The risk of pulmonary embolism appears to be increased in people with inflammatory joint diseases. At the same time, traditional non-steroidal anti-inflammatory drugs reduce the likelihood of pulmonary embolism in such patients, and coxibs (selective cyclooxygenase-2 inhibitors) increase the risk of such a complication.
Researchers from Akershus University Hospital and Diakonhjemmet Hospital in Norway examined the association between the use of different groups of nonsteroidal anti-inflammatory drugs (NSAIDs) and pulmonary embolism in patients with inflammatory joint diseases. The study results were published in the European Heart Journal: Cardiovascular Pharmacotherapy.
The incidence of pulmonary embolism in the group of inflammatory joint diseases was 2.02 cases per 1000 patient-years. In the group without inflammatory joint diseases, the incidence of thromboembolism reached 1.01 cases per 1000 patient-years. The risk of pulmonary embolism in the group of inflammatory joint diseases increased by 1.6 times compared to the control group.

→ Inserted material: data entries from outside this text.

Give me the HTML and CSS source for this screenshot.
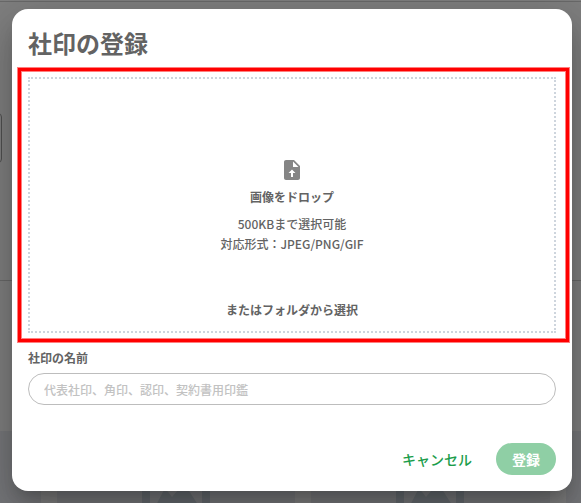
FILE: index.html
```html
<!DOCTYPE html>
<html lang="ja">
<head>
<meta charset="utf-8">
<title>社印の登録</title>
<link rel="stylesheet" href="styles.css">
</head>
<body>
<div class="page" aria-hidden="true">
  <div class="page-header"></div>
  <div class="page-body"><div class="page-button"></div></div>
  <div class="page-list">
    <div class="cards">
      <div class="card"></div>
      <div class="card"><svg class="thumb" viewBox="0 0 68 60"><path d="M0 0h68v60H0zM8 8v52h52V8z" fill-rule="evenodd"/><path d="M11 60L23 37l7 9L42 32l18 28z"/></svg></div>
      <div class="card"><svg class="thumb" viewBox="0 0 68 60"><path d="M0 0h68v60H0zM8 8v52h52V8z" fill-rule="evenodd"/><path d="M11 60L23 37l7 9L42 32l18 28z"/></svg></div>
      <div class="card"></div>
    </div>
  </div>
</div>
<div class="backdrop">
  <div class="dialog" role="dialog">
    <h1 class="title">社印の登録</h1>
    <div class="dropzone">
      <svg class="file-icon" viewBox="0 0 24 24"><path d="M14 2H6c-1.1 0-2 .9-2 2v16c0 1.1.9 2 2 2h12c1.1 0 2-.9 2-2V8l-6-6zm-1 7V3.500L18.500 9H13zM12 11.500L15.500 15H13v4h-2v-4H8.500z"/></svg>
      <p class="drop-title">画像をドロップ</p>
      <p class="drop-note">500KBまで選択可能<br>対応形式：JPEG/PNG/GIF</p>
      <p class="drop-pick">またはフォルダから選択</p>
      <div class="highlight"></div>
    </div>
    <label class="label" for="name">社印の名前</label>
    <input class="input" id="name" type="text" placeholder="代表社印、角印、認印、契約書用印鑑">
    <div class="actions">
      <button class="cancel">キャンセル</button>
      <button class="submit">登録</button>
    </div>
  </div>
</div>
</body>
</html>
```
FILE: styles.css
```css
* { box-sizing: border-box; }
body {
  margin: 0;
  height: 503px;
  overflow: hidden;
  position: relative;
  font-family: "Noto Sans CJK JP", sans-serif;
  color: #636363;
}
.page { height: 503px; display: flex; flex-direction: column; background: #fff; }
.page-header { height: 2px; border-bottom: 1px solid #d2d2d2; }
.page-body { height: 279px; padding-top: 111px; border-bottom: 1px solid #d2d2d2; }
.page-button {
  width: 12px;
  height: 50px;
  margin-left: -10px;
  border: 1px solid #a0a0a0;
  border-radius: 4px;
}
.page-list { padding-top: 150px; background: #fff; }
.cards { display: grid; grid-template-columns: 41px 238px 239px 15px; gap: 16px; height: 72px; }
.card { background: #eceff4; overflow: hidden; }
.thumb { display: block; width: 68px; height: 60px; margin: 20px 0 0 85px; fill: #cbd5de; }
.backdrop {
  position: absolute;
  inset: 0;
  padding: 9px 9px 12px 12px;
  background: rgba(0, 0, 0, .5);
}
.dialog {
  height: 482px;
  padding: 16px;
  border-radius: 16px;
  background: #fff;
  box-shadow: 0 11px 15px -7px rgba(0,0,0,.2), 0 24px 38px 3px rgba(0,0,0,.14), 0 9px 46px 8px rgba(0,0,0,.12);
}
.title { margin: 0 0 16px; font-size: 24px; line-height: 36px; font-weight: 700; }
.dropzone {
  position: relative;
  height: 256px;
  padding-top: 79px;
  border: 2px dotted #ced5dd;
  text-align: center;
  font-size: 12px;
  line-height: 20px;
  font-weight: 500;
}
.file-icon { display: block; width: 24px; height: 24px; margin: 0 auto; fill: #858585; }
.dropzone p { margin: 0; }
.dropzone .drop-title { padding-top: 5px; font-weight: 700; }
.dropzone .drop-note { margin-top: 7px; }
.dropzone .drop-pick { margin-top: 46px; font-weight: 700; }
.highlight {
  position: absolute;
  inset: -11px -15px -11px -12px;
  border: 3px solid #f00;
  box-shadow: 0 0 0 1px rgba(255,0,0,.5), inset 0 0 0 1px rgba(255,0,0,.5);
  pointer-events: none;
}
.label { display: block; margin-top: 15px; font-size: 12px; line-height: 20px; font-weight: 700; }
.input {
  display: block;
  width: 100%;
  height: 32px;
  margin-top: 5px;
  padding: 0 15px;
  border: 1px solid #bdbdbd;
  border-radius: 16px;
  background: #fff;
  font: 500 12px "Noto Sans CJK JP", sans-serif;
}
.input::placeholder { color: #c2c2c2; opacity: 1; }
.actions { display: flex; justify-content: flex-end; gap: 8px; margin-top: 38px; }
.actions button {
  height: 32px;
  padding: 0 16px;
  border: 0;
  border-radius: 16px;
  font: 500 14px/32px "Noto Sans CJK JP", sans-serif;
}
.actions .cancel { background: none; color: #1b9d4b; }
.actions .submit { background: #8fcfa5; color: #fff; font-weight: 700; }
```
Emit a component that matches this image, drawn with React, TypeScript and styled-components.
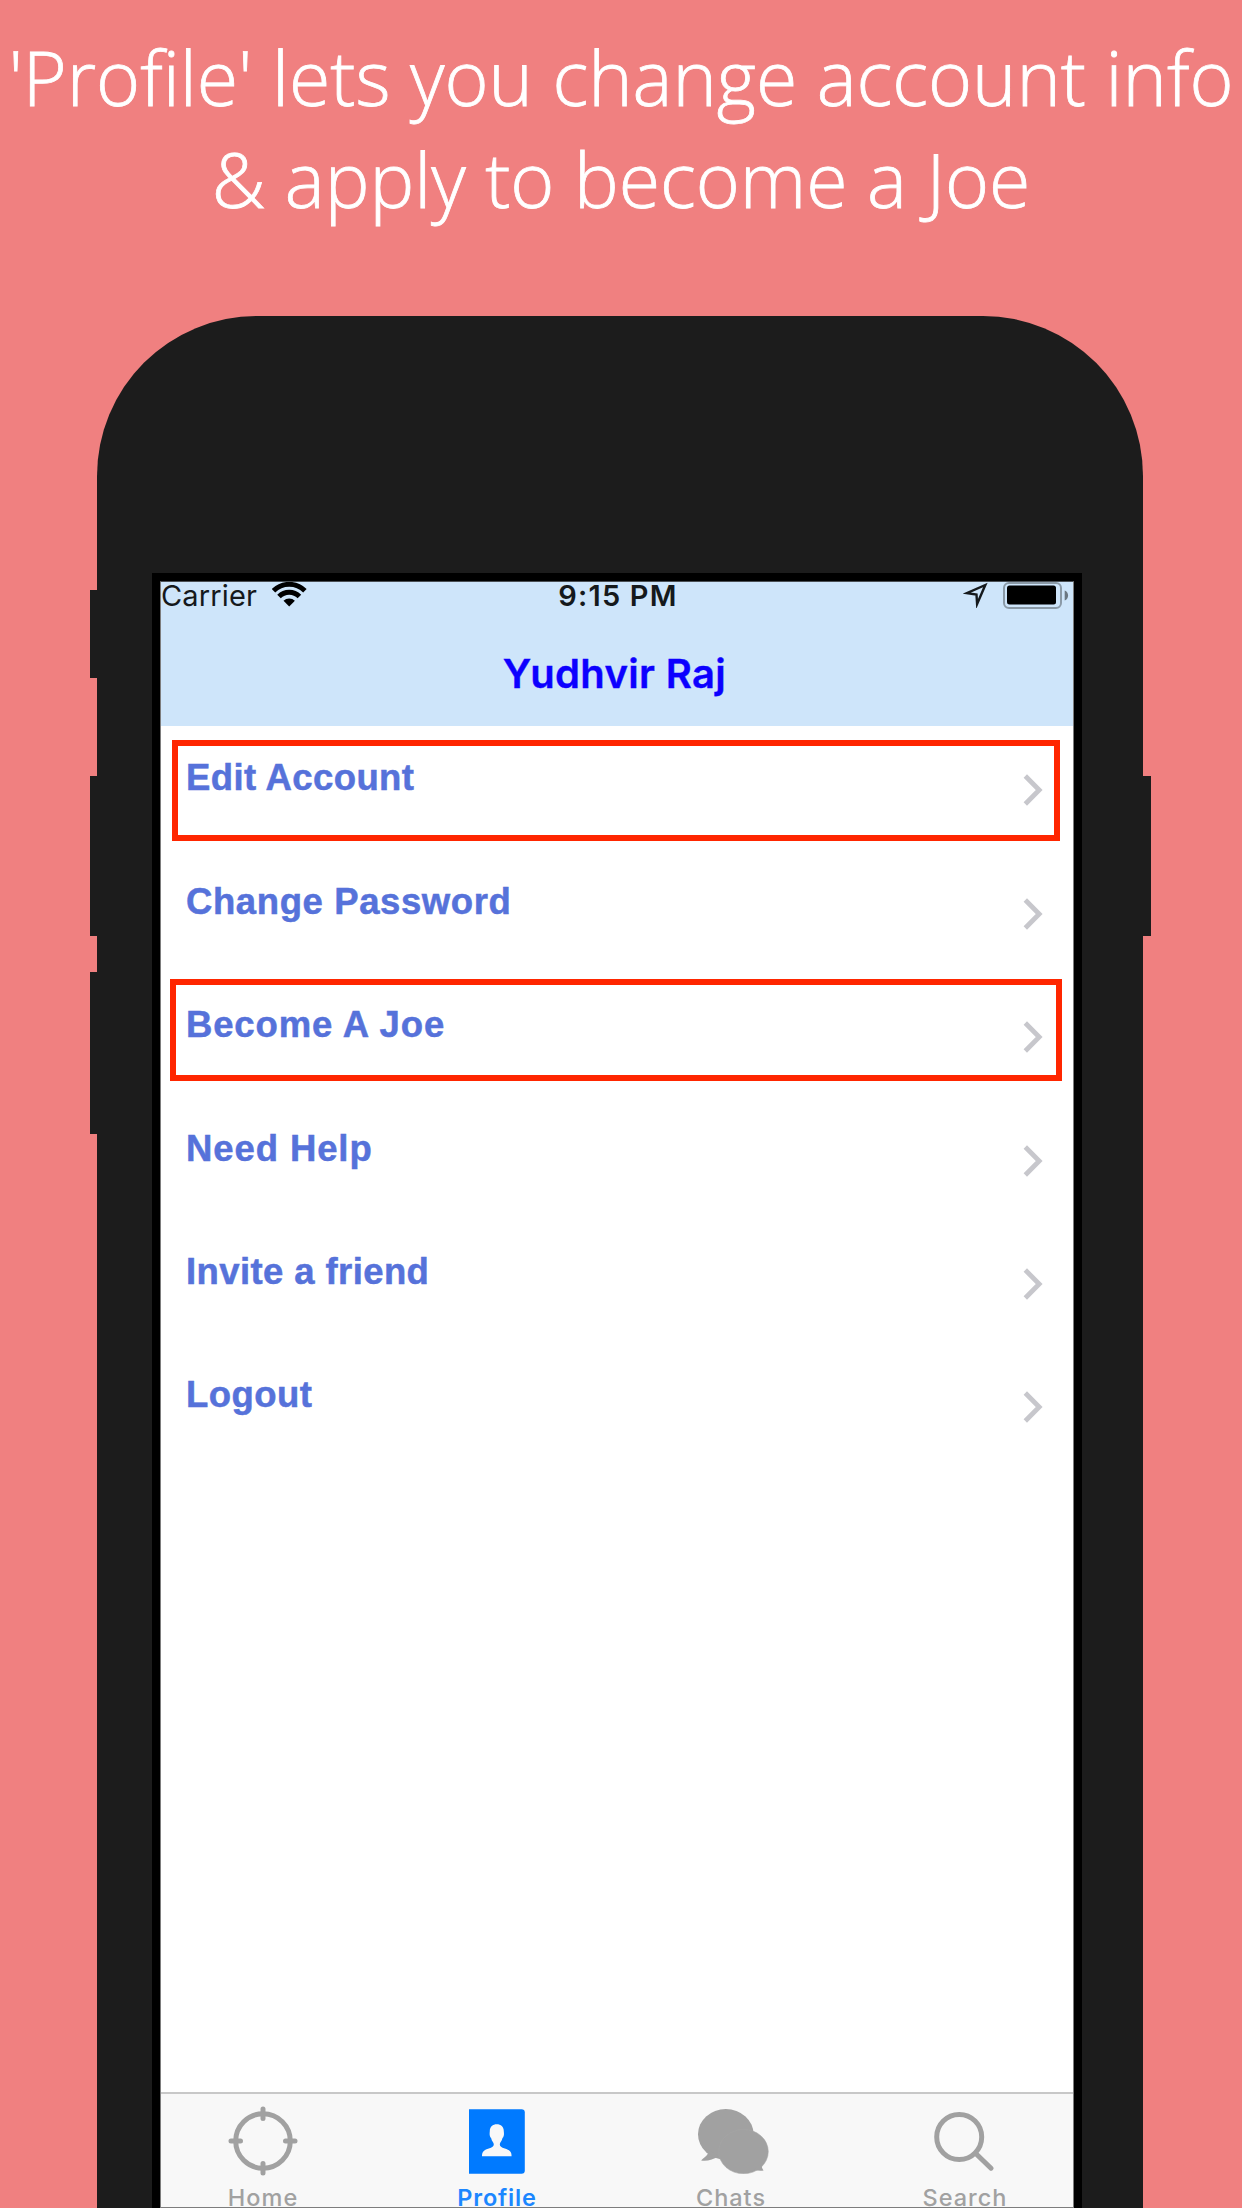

When analyzed, significant differences were found depending on the medications taken. Traditional NSAIDs reduced the risk of pulmonary embolism by 22% among patients with inflammatory joint disease and increased this risk by almost 1.7 times among patients without inflammatory joint disease. Coxibs increased the risk of pulmonary embolism in both groups: more than 1.7-fold among patients with inflammatory joint disease and almost three-fold in people without joint disease.
|Data from 4.6 million adult patients were analyzed. Of these, more than 74 thousand participants suffered from inflammatory joint disease: more often rheumatoid arthritis, less often psoriatic arthritis and axial spondyloarthritis. The average follow-up time was nine years. The authors assessed the incidence of pulmonary embolism among patients with inflammatory joint diseases and people without this pathology, as well as those who took traditional NSAIDs and coxibs.